It’s December. The Christmas trees are up, the dreidels have already started spinning and the stores are hopping with consumers. Readers of my “Sound Classics” collector car column know it’s time for the fourth annual Classically Tough Trivia Quiz.
And for the first time…Four Wheel Drift readers will have a chance to participate.
Since I’m a sucker for tradition, this year’s quiz continues with difficult questions covering all eras of automotive history. Each one is designed to challenge knowledge, recall and ability to use Google. There are some tricks in there, too!
Don’t fret too much if you can’t get many, because you’d have to be an expert in classics from all eras and countries. Even my father didn’t get them all… and he has assured me many times that he knows everything.
But if you think you have many of the right answers, send them in to firstname.lastname@example.org before the clock strikes midnight on December 19, 2006. The top point-getter will be immortalized in the Classically Tough Trivia Answers edition.
- Which manufacturer applied the acronym HF to the end of the model names of its racing-oriented cars? What does HF stand for?
- This automotive manufacturer spent WWII creating 1490 ships for the Navy at yards capable of completing vessels in less than two weeks.
- What year did Chevrolet first install eight-cylinder engines in production cars?
- LaSalle was a junior Cadillac. What were the lower-price brands for Buick, Studebaker and Pontiac?
- It holds the title as the smallest domestically-produced passenger car.
- Excluding base body-styles, which “regular production option” was the most expensive in Corvette history?

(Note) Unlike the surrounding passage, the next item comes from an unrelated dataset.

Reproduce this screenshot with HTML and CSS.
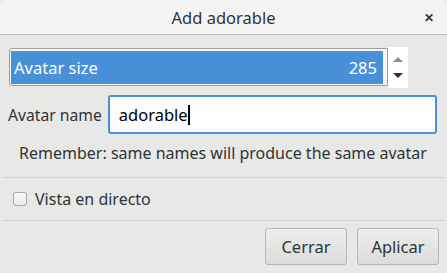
FILE: index.html
```html
<!DOCTYPE html>
<html lang="es">

<head>
    <meta charset="UTF-8">
    <link rel="stylesheet" href="styles.css">
    <title>Add adorable</title>
</head>

<body>
    <div class="window">
        <header class="titlebar">
            <span class="title">Add adorable</span>
            <span class="close">&#x2715;</span>
        </header>

        <div class="content">
            <div class="spin-row">
                <div class="spin-entry">
                    <div class="spin-fill">
                        <span>Avatar size</span>
                        <span>285</span>
                    </div>
                </div>
                <div class="spin-buttons">
                    <span class="arrow up"></span>
                    <span class="arrow down"></span>
                </div>
            </div>

            <div class="name-row">
                <label for="avatarName">Avatar name</label>
                <div class="name-entry">adorable<span class="caret"></span></div>
            </div>

            <p class="hint">Remember: same names will produce the same avatar</p>
        </div>

        <div class="separator"></div>

        <div class="check-row">
            <span class="checkbox"></span>
            <span>Vista en directo</span>
        </div>

        <div class="separator"></div>

        <div class="actions">
            <button>Cerrar</button>
            <button>Aplicar</button>
        </div>
    </div>
</body>

</html>
```

FILE: styles.css
```css
body {
    margin: 0;
    background: #e8e8e7;
    font-family: 'Noto Sans', sans-serif;
    font-size: 16px;
    color: #2e3436;
}

.window {
    width: 447px;
    height: 273px;
    background: #e8e8e7;
}

.titlebar {
    height: 34px;
    background: #f3f3f3;
    border-bottom: 1px solid #bdbdbb;
    border-radius: 6px 6px 0 0;
    display: flex;
    align-items: center;
    justify-content: center;
    position: relative;
}

.title {
    font-size: 16.5px;
    color: #2e3436;
}

.close {
    position: absolute;
    right: 13px;
    top: 9px;
    font-size: 12px;
    font-weight: bold;
    color: #2e3436;
}

.content {
    padding: 12px 10px 0 9px;
}

.spin-row {
    display: flex;
    width: 399px;
    height: 41px;
}

.spin-entry {
    flex: 1;
    margin-top: 1px;
    height: 38px;
    border: 1px solid #9e9e9e;
    border-radius: 3px 0 0 3px;
    padding: 2px 4px 1px 1px;
    box-sizing: border-box;
    background: #f6f6f6;
}

.spin-fill {
    height: 100%;
    background: #4a90d9;
    color: #fff;
    display: flex;
    justify-content: space-between;
    align-items: center;
    padding: 0 6px 0 3px;
    font-size: 16.5px;
}

.spin-buttons {
    width: 20px;
    background: #fff;
    display: flex;
    flex-direction: column;
    justify-content: space-around;
    align-items: center;
    padding: 4px 0;
    box-sizing: border-box;
}

.arrow {
    width: 0;
    height: 0;
    border-left: 5px solid transparent;
    border-right: 5px solid transparent;
}

.arrow.up {
    border-bottom: 5px solid #8c8c8c;
}

.arrow.down {
    border-top: 5px solid #2e3436;
}

.name-row {
    display: flex;
    align-items: center;
    margin-top: 7px;
    margin-left: -1px;
    gap: 6px;
}

.name-row label {
    font-size: 15.7px;
}

.name-entry {
    flex: 1;
    height: 39px;
    box-sizing: border-box;
    border: 2px solid #4a90d9;
    border-radius: 3px;
    background: #fdfdfd;
    display: flex;
    align-items: center;
    padding-left: 9px;
    font-size: 16.5px;
    color: #000;
}

.caret {
    width: 2px;
    height: 20px;
    background: #000;
}

.hint {
    margin: 8px 0 0;
    text-align: center;
    font-size: 16px;
    line-height: 22px;
}

.separator {
    height: 1px;
    background: #d3d3d1;
    margin: 13px 2px 0;
}

.check-row {
    display: flex;
    align-items: center;
    gap: 8px;
    padding-left: 13px;
    height: 42px;
    font-size: 16px;
}

.check-row + .separator {
    margin-top: 0;
}

.checkbox {
    width: 12px;
    height: 12px;
    border: 1px solid #a9a9a7;
    border-radius: 3px;
    background: linear-gradient(#fafafa, #e9e9e9);
}

.actions {
    display: flex;
    justify-content: flex-end;
    gap: 10px;
    padding: 7px 8px 0 0;
}

button {
    width: 82px;
    height: 37px;
    font-family: 'Noto Sans', sans-serif;
    font-size: 16.5px;
    color: #2e3436;
    border: 1px solid #b6b6b3;
    border-radius: 3px;
    background: linear-gradient(#ededec, #dcdcda);
}
```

- It is the oldest British car company never to be sold to international ownership.
- What was the first automaker to transport a US President?
- Ferrari might be famous for its V12-powered vehicles, but they made many cars with other types of engines. Identify engines Ferrari made other than the V12, as well as one model that used each engine.
- Stearns-Knight and Willys-Knight both used Charles Knight’s sleeve valve technology. Name two non-American cars that also took advantage of Knight’s sleeve valve design.
- Which automotive brand advertised “the car you step down into”?
- It was the only year since 1930 that a non-Big Three (GM, Ford, Chrysler Corp.) brand was in the top three of domestic auto production. Name the brand.
- Identify the car in the picture.
- The word “supercar” was invented to describe this car.
- This automotive manufacturer’s name started as an acronym translating as “steam-powered vehicle” and it later used the same acronym translating to “the small wonder” for the motorcycle it produced.
- It’s the name shared between two unrelated American auto companies – the first a high-end luxury manufacturer in the 1920s, the latter an expensive line of sports cars built by a rich sportsman in pursuit of winning the 24 Hours of Le Mans.
- In 1955, two-thirds of foreign-made cars imported to the United States were of this brand.
- It was the first production car to offer an automatic folding hardtop convertible.
- The Nieuport aircraft company built a roadster body of riveted tulip wood on this automaker’s chassis in 1924 for André Dubonnet to race.
- What was the fastest American-made production vehicle to 100 mph in 1978?